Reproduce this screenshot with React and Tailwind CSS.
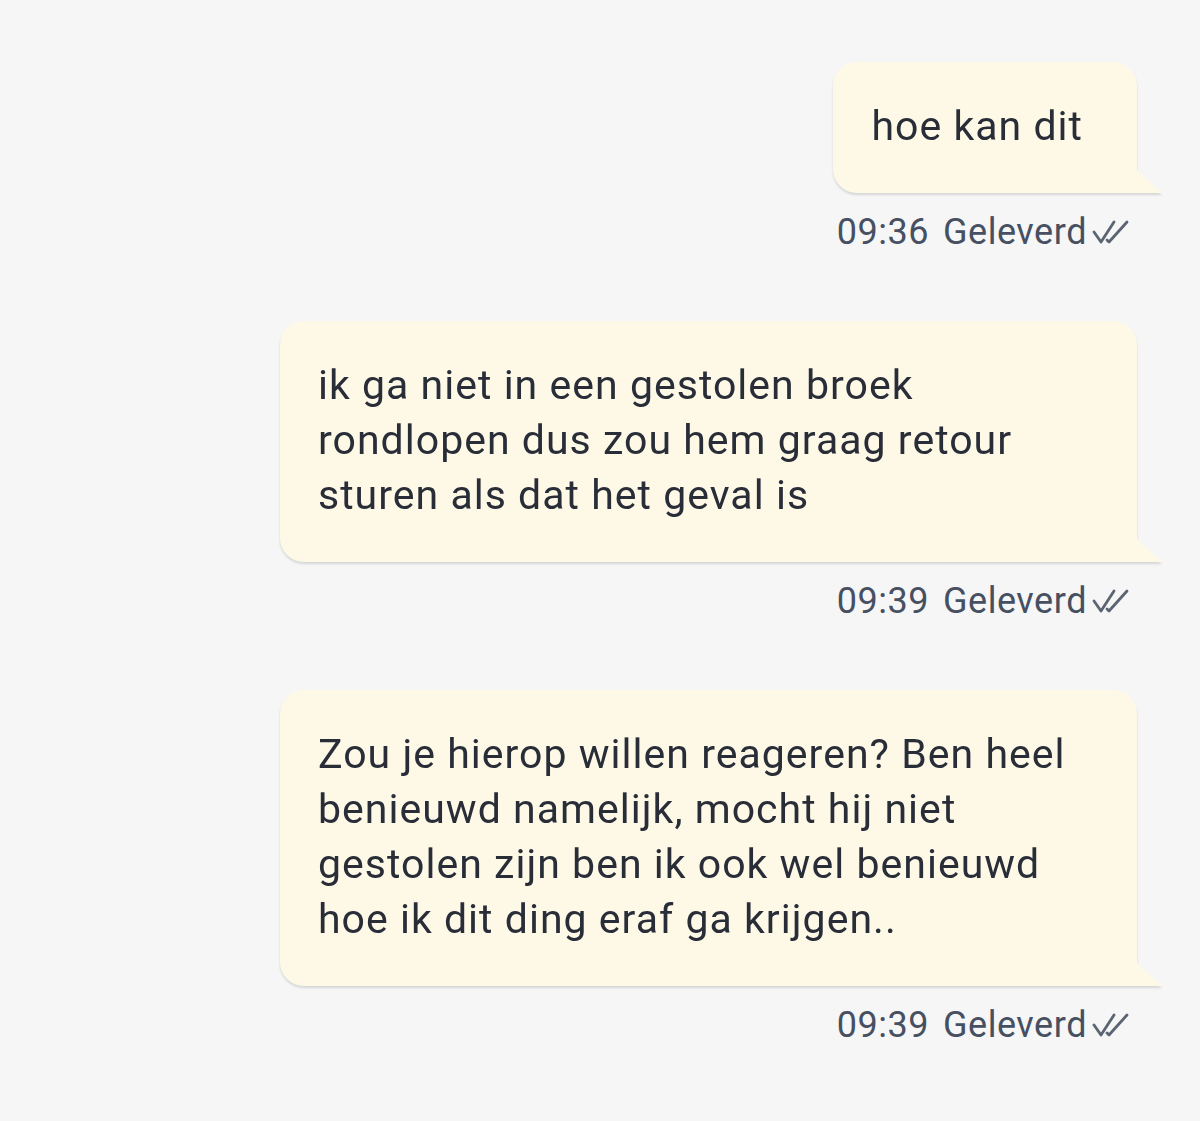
const messages = [
  { text: 'hoe kan dit', time: '09:36' },
  { text: 'ik ga niet in een gestolen broek rondlopen dus zou hem graag retour sturen als dat het geval is', time: '09:39' },
  { text: 'Zou je hierop willen reageren? Ben heel benieuwd namelijk, mocht hij niet gestolen zijn ben ik ook wel benieuwd hoe ik dit ding eraf ga krijgen..', time: '09:39' },
];

const DoubleCheck = () => (
  <svg width="40" height="28" viewBox="0 0 40 28" fill="none" stroke="#5b6472" strokeWidth="2.8" strokeLinecap="round" strokeLinejoin="round">
    <path d="M3 14 L10 24 L23 4" />
    <path d="M16 22 L18 24 L36 4" />
  </svg>
);

const Bubble = ({ text }) => (
  <div className="relative drop-shadow-[0_2px_1px_rgba(0,0,0,0.13)]">
    <div className="bg-[#fef9e6] rounded-[24px] rounded-br-none pl-[38px] pr-[54px] pt-[37px] pb-[39px] text-[41px] tracking-[0.025em] leading-[55px] text-[#282d38] max-w-[857px]">
      {text}
    </div>
    <svg className="absolute bottom-0 -right-[25px]" width="26" height="24" viewBox="0 0 26 24">
      <polygon points="0,0 26,24 0,24" fill="#fef9e6" />
    </svg>
  </div>
);

const App = () => {
  return (
    <div className="min-h-[1121px] bg-[#f6f6f6] pt-[62px] pr-[63px] font-['Roboto',sans-serif]">
      <div className="flex flex-col items-end">
        {messages.map((m, i) => (
          <div key={i} className="flex flex-col items-end mb-[69px]">
            <Bubble text={m.text} />
            <div className="flex items-center gap-[14px] mt-[19px] mr-[6px] text-[36px] tracking-[0.015em] text-[#475062] leading-[40px]">
              <span>{m.time}</span>
              <span className="flex items-center gap-[4px]">
                Geleverd
                <DoubleCheck />
              </span>
            </div>
          </div>
        ))}
      </div>
    </div>
  );
};

export default App;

• REQUIREMENTS:
Strip out the pictures and quote the remaining data word for word.

• WRITTEN ANSWER:
Reproduce this screenshot with React and Tailwind CSS.
const messages = [
  { text: 'hoe kan dit', time: '09:36' },
  { text: 'ik ga niet in een gestolen broek rondlopen dus zou hem graag retour sturen als dat het geval is', time: '09:39' },
  { text: 'Zou je hierop willen reageren? Ben heel benieuwd namelijk, mocht hij niet gestolen zijn ben ik ook wel benieuwd hoe ik dit ding eraf ga krijgen..', time: '09:39' },
];

const DoubleCheck = () => (
  <svg width="40" height="28" viewBox="0 0 40 28" fill="none" stroke="#5b6472" strokeWidth="2.8" strokeLinecap="round" strokeLinejoin="round">
    <path d="M3 14 L10 24 L23 4" />
    <path d="M16 22 L18 24 L36 4" />
  </svg>
);

const Bubble = ({ text }) => (
  <div className="relative drop-shadow-[0_2px_1px_rgba(0,0,0,0.13)]">
    <div className="bg-[#fef9e6] rounded-[24px] rounded-br-none pl-[38px] pr-[54px] pt-[37px] pb-[39px] text-[41px] tracking-[0.025em] leading-[55px] text-[#282d38] max-w-[857px]">
      {text}
    </div>
    <svg className="absolute bottom-0 -right-[25px]" width="26" height="24" viewBox="0 0 26 24">
      <polygon points="0,0 26,24 0,24" fill="#fef9e6" />
    </svg>
  </div>
);

const App = () => {
  return (
    <div className="min-h-[1121px] bg-[#f6f6f6] pt-[62px] pr-[63px] font-['Roboto',sans-serif]">
      <div className="flex flex-col items-end">
        {messages.map((m, i) => (
          <div key={i} className="flex flex-col items-end mb-[69px]">
            <Bubble text={m.text} />
            <div className="flex items-center gap-[14px] mt-[19px] mr-[6px] text-[36px] tracking-[0.015em] text-[#475062] leading-[40px]">
              <span>{m.time}</span>
              <span className="flex items-center gap-[4px]">
                Geleverd
                <DoubleCheck />
              </span>
            </div>
          </div>
        ))}
      </div>
    </div>
  );
};

export default App;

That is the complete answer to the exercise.